We video’d it for a few seconds to try and show you what it was like, as the pictures don’t do it justice. You can hear the thumping of the boulders under the rush of water.
We climb slowly, as without a run up the JJG will not build revs. When we can get a run up we do and then climb at 50mph or better. As we climb we see signs in quick succession Flooding for next 20 miles; fire restrictions in effect; no fireworks (so they know our car); and snow plowing daylight hours only. Which should cover most eventualities.
We summit at 9,910′, surprised to find very pretty Alpine meadows and Swiss chalet architecture in Utah.
Then some verses from Look What They’ve Done to my Height Ma as we descend to stop in Kanab, a Mormon town. But far from joyless as there is a bunnery where Sid guesses the baker is Belgian trained. Real croissants. quiches, flammenkeuchen and slightly lumpy palmiers. Better than breakfast.
An information board reminds would-be off-roaders not to use 40 year old Jeep Cherokees. There is always something useful to be gained from stopping to look at information boards, as Doris has repeatedly told Sid.
We climb up into the spectacular red desert and the straight roads at the JGG’s speed give us plenty of opportunity to look at large scale nature.
Doris has spied the opportunity for some high desert glamping, very expensive but does seem to offer quite good glam. We turn off to drive a mile or so up their gravel road. The tents look solid and glam while offering space and shelter. It is raining on and off with occasional force eight gusts. Sid and Doris do the secret sign that says OK then and we start to check in, negotiating the star-gazing tent for the price of the Deluxe. And then they start to add $120 of ”service fees” not mentioned on the website or in earlier discussions. Sid and Doris make the secret sign of Oh, no, that’s not going to happen. The trip back down the piste road confirms that the JJG is not suitable for off Tarmac forays, so we have learnt something useful.
We head for Page, a town founded in 1957, whose raison d’etre is to service the building of the Glen Canyon Dam, the power station and then the tourists who come to enjoy Lake Powell behind the dam, which still has some water and more coming down today. Sid and Doris dearly love an engineering feat and head for the closed visitor centre to see the vertigo-inducing views of the dam and Glen Canyon Bridge.
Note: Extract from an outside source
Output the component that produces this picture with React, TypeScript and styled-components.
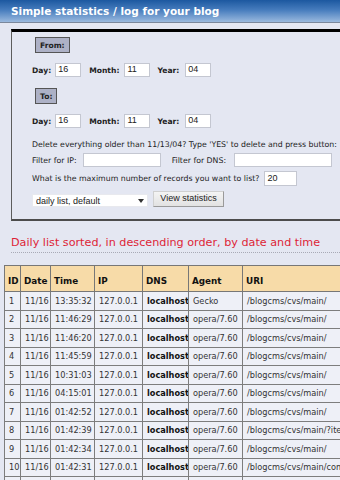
import React from 'react';
import styled, { createGlobalStyle } from 'styled-components';

const GlobalStyle = createGlobalStyle`
  html, body {
    margin: 0;
    padding: 0;
    overflow: hidden;
    background: #e4e7f2;
    font-family: "DejaVu Sans", Verdana, sans-serif;
    color: #222;
  }
`;

const Page = styled.div`
  width: 420px;
`;

const TitleBar = styled.div`
  height: 22px;
  display: flex;
  align-items: center;
  padding-left: 11px;
  background: linear-gradient(#1c58a0 0%, #467cbd 45%, #9ab9de 100%);
  border-bottom: 1px solid #7a879b;
  color: #fff;
  font-weight: bold;
  font-size: 10.5px;
  white-space: nowrap;
`;

const Main = styled.div`
  padding-left: 11px;
`;

const FormBox = styled.div`
  width: 390px;
  margin-top: 6px;
  border-top: 3px solid #000;
  border-left: 1px solid #5c5c5c;
  border-bottom: 2px solid #4c4c4c;
  padding: 5px 0 12px 20px;
  font-size: 7.8px;
`;

const Tag = styled.div<{ $mt?: number }>`
  display: inline-flex;
  align-items: center;
  height: 16px;
  box-sizing: border-box;
  margin: ${p => p.$mt ?? 0}px 0 0 3px;
  padding: 0 4px;
  background: #adb1c6;
  border: 1px solid #555;
  font-weight: bold;
  font-size: 7.6px;
`;

const Row = styled.div<{ $mt: number; $h?: number }>`
  display: flex;
  align-items: center;
  margin-top: ${p => p.$mt}px;
  height: ${p => p.$h ?? 14}px;
  white-space: nowrap;
`;

const Label = styled.span<{ $gap?: number }>`
  font-weight: bold;
  font-size: 7.6px;
  margin-right: ${p => p.$gap ?? 4}px;
`;

const Text = styled.span<{ $gap?: number }>`
  margin-right: ${p => p.$gap ?? 5}px;
`;

const Field = styled.input<{ $w: number; $h?: number; $after?: number }>`
  box-sizing: border-box;
  width: ${p => p.$w}px;
  height: ${p => p.$h ?? 14}px;
  margin: 0 ${p => p.$after ?? 0}px 0 0;
  padding: 0 2px 2px;
  border: 1px solid #c4c7d1;
  background: #fff;
  font-family: "Liberation Sans", Arial, sans-serif;
  font-size: 9px;
  color: #222;
  outline: none;
`;

const Line = styled.div`
  margin-top: 11px;
  height: 12px;
  line-height: 12px;
  white-space: nowrap;
`;

const SelectWrap = styled.div`
  position: relative;
  width: 116px;
  height: 13px;
  margin: 4px 5px 0 0;
`;

const Select = styled.select`
  appearance: none;
  width: 100%;
  height: 100%;
  box-sizing: border-box;
  margin: 0;
  padding: 0 3px;
  border: 1px solid #e8e9ee;
  background: #fff;
  font-family: "Liberation Sans", Arial, sans-serif;
  font-size: 9px;
  color: #222;
`;

const Arrow = styled.span`
  position: absolute;
  right: 4px;
  top: 5px;
  width: 0;
  height: 0;
  border-left: 3px solid transparent;
  border-right: 3px solid transparent;
  border-top: 4px solid #333;
  pointer-events: none;
`;

const Button = styled.button`
  box-sizing: border-box;
  width: 71px;
  height: 16px;
  margin: 0;
  padding: 0 0 2px;
  border: 1px solid #9a9a9a;
  border-top-color: #d0d0d0;
  border-left-color: #d0d0d0;
  background: linear-gradient(#f4f4f4, #e2e2e2);
  font-family: "Liberation Sans", Arial, sans-serif;
  font-size: 9px;
  color: #222;
`;

const Heading = styled.h2`
  margin: 15px 0 0;
  padding-bottom: 2px;
  height: 14px;
  line-height: 14px;
  border-bottom: 1px dotted #a8aab6;
  color: #de1f37;
  font-weight: normal;
  font-size: 11.2px;
  white-space: nowrap;
`;

const Table = styled.table`
  margin: 12px 0 0 4px;
  border-collapse: collapse;
  table-layout: fixed;
  width: 400px;
  font-size: 8.2px;
  color: #333;
`;

const Th = styled.th`
  height: 21px;
  padding: 4px 3px 0;
  background: #f7dba8;
  border: 1px solid #777;
  text-align: left;
  font-size: 8.8px;
  color: #111;
  white-space: nowrap;
`;

const Tr = styled.tr`
  height: 18.5px;
`;

const Td = styled.td<{ $bold?: boolean }>`
  padding: 0 2px 0 4px;
  background: #eef0f7;
  border: 1px solid #7d7d7d;
  white-space: nowrap;
  overflow: hidden;
  font-weight: ${p => (p.$bold ? 'bold' : 'normal')};
  color: ${p => (p.$bold ? '#111' : '#333')};
`;

const log: [string, string, string][] = [
  ['13:35:32', 'Gecko', '/blogcms/cvs/main/'],
  ['11:46:29', 'opera/7.60', '/blogcms/cvs/main/'],
  ['11:46:20', 'opera/7.60', '/blogcms/cvs/main/'],
  ['11:45:59', 'opera/7.60', '/blogcms/cvs/main/'],
  ['10:31:03', 'opera/7.60', '/blogcms/cvs/main/'],
  ['04:15:01', 'opera/7.60', '/blogcms/cvs/main/'],
  ['01:42:52', 'opera/7.60', '/blogcms/cvs/main/'],
  ['01:42:39', 'opera/7.60', '/blogcms/cvs/main/?item=12'],
  ['01:42:34', 'opera/7.60', '/blogcms/cvs/main/'],
  ['01:42:31', 'opera/7.60', '/blogcms/cvs/main/comments.php'],
  ['01:42:14', 'opera/7.60', '/blogcms/cvs/main/'],
  ['01:41:58', 'opera/7.60', '/blogcms/cvs/main/'],
];

function DateRow() {
  return (
    <>
      <Label>Day:</Label>
      <Field $w={26} $after={8} defaultValue="16" />
      <Label $gap={5}>Month:</Label>
      <Field $w={26} $after={7} defaultValue="11" />
      <Label $gap={6}>Year:</Label>
      <Field $w={26} defaultValue="04" />
    </>
  );
}

export default function App() {
  return (
    <Page>
      <GlobalStyle />
      <TitleBar>Simple statistics / log for your blog</TitleBar>
      <Main>
        <FormBox>
          <Tag>From:</Tag>
          <Row $mt={10}><DateRow /></Row>
          <Tag $mt={11}>To:</Tag>
          <Row $mt={10}><DateRow /></Row>
          <Line>Delete everything older than 11/13/04? Type 'YES' to delete and press button:</Line>
          <Row $mt={2}>
            <Text $gap={6}>Filter for IP:</Text>
            <Field $w={78} $after={11} />
            <Text $gap={8}>Filter for DNS:</Text>
            <Field $w={98} />
          </Row>
          <Row $mt={4} $h={15}>
            <Text $gap={5}>What is the maximum number of records you want to list?</Text>
            <Field $w={33} $h={15} defaultValue="20" />
          </Row>
          <Row $mt={4} $h={17}>
            <SelectWrap>
              <Select defaultValue="daily">
                <option value="daily">daily list, default</option>
                <option value="ip">by IP</option>
                <option value="dns">by DNS</option>
              </Select>
              <Arrow />
            </SelectWrap>
            <Button>View statistics</Button>
          </Row>
        </FormBox>
        <Heading>Daily list sorted, in descending order, by date and time</Heading>
      </Main>
      <Table>
        <colgroup>
          <col style={{ width: 16 }} />
          <col style={{ width: 30 }} />
          <col style={{ width: 44 }} />
          <col style={{ width: 48 }} />
          <col style={{ width: 46 }} />
          <col style={{ width: 54 }} />
          <col style={{ width: 162 }} />
        </colgroup>
        <thead>
          <tr>
            <Th>ID</Th>
            <Th>Date</Th>
            <Th>Time</Th>
            <Th>IP</Th>
            <Th>DNS</Th>
            <Th>Agent</Th>
            <Th>URI</Th>
          </tr>
        </thead>
        <tbody>
          {log.map(([time, agent, uri], i) => (
            <Tr key={i}>
              <Td>{i + 1}</Td>
              <Td>11/16</Td>
              <Td>{time}</Td>
              <Td>127.0.0.1</Td>
              <Td $bold>localhost</Td>
              <Td>{agent}</Td>
              <Td>{uri}</Td>
            </Tr>
          ))}
        </tbody>
      </Table>
    </Page>
  );
}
The dam was inaugurated (unless you are P for Poppy you don’t open a dam do you?) by Lady Bird Johnson in 1966 so was designed about the same time as the JGG.
We are not $$$$ glamping but have no appetite for the hundred miles to the next hotel-enabled town. The Best Western Lake Powell View Hotel in Page has a view of the whole desert we have just crossed, and costs about 14% of the tent. And from Bonkers HQ here on the terrace we see more rain coming.
All you can think of as you look at this extraordinarily inhospitable view is “What on earth did the pioneers think when they saw this?! How about: Oh no. No way.”
We walk up into town to find a dimly-lit information plaque about Fr Escalante after whom the mountain range on the right of the view is named. We are on the Old Spanish Trail which was established for pack trains only to link Santa Fe to Los Angeles – it didn’t become a route suitable for wheeled vehicles until much more recently.
And then to our delight Doris finds the Bonkers Italian restaurant where they are happy to welcome Sid and Doris Bonkers – who do not let on these are noms de plume. The owners have Neapolitan roots so quite Italian and the only Bonkers element might be the helpings, but then the dudes next to us had been building a boat launching slip so maybe needed the calories.
We promise to take Mr Bonkers to have his picture taken at the restaurant and send on the pictures.
The Old Spanish Trail was a long walk from Sante Fe to LA, without glamping, and more than one pioneer came over yet another range such as the Escalante Mountains and signaled to their spouse, “Oh, no, that’s not going to happen.”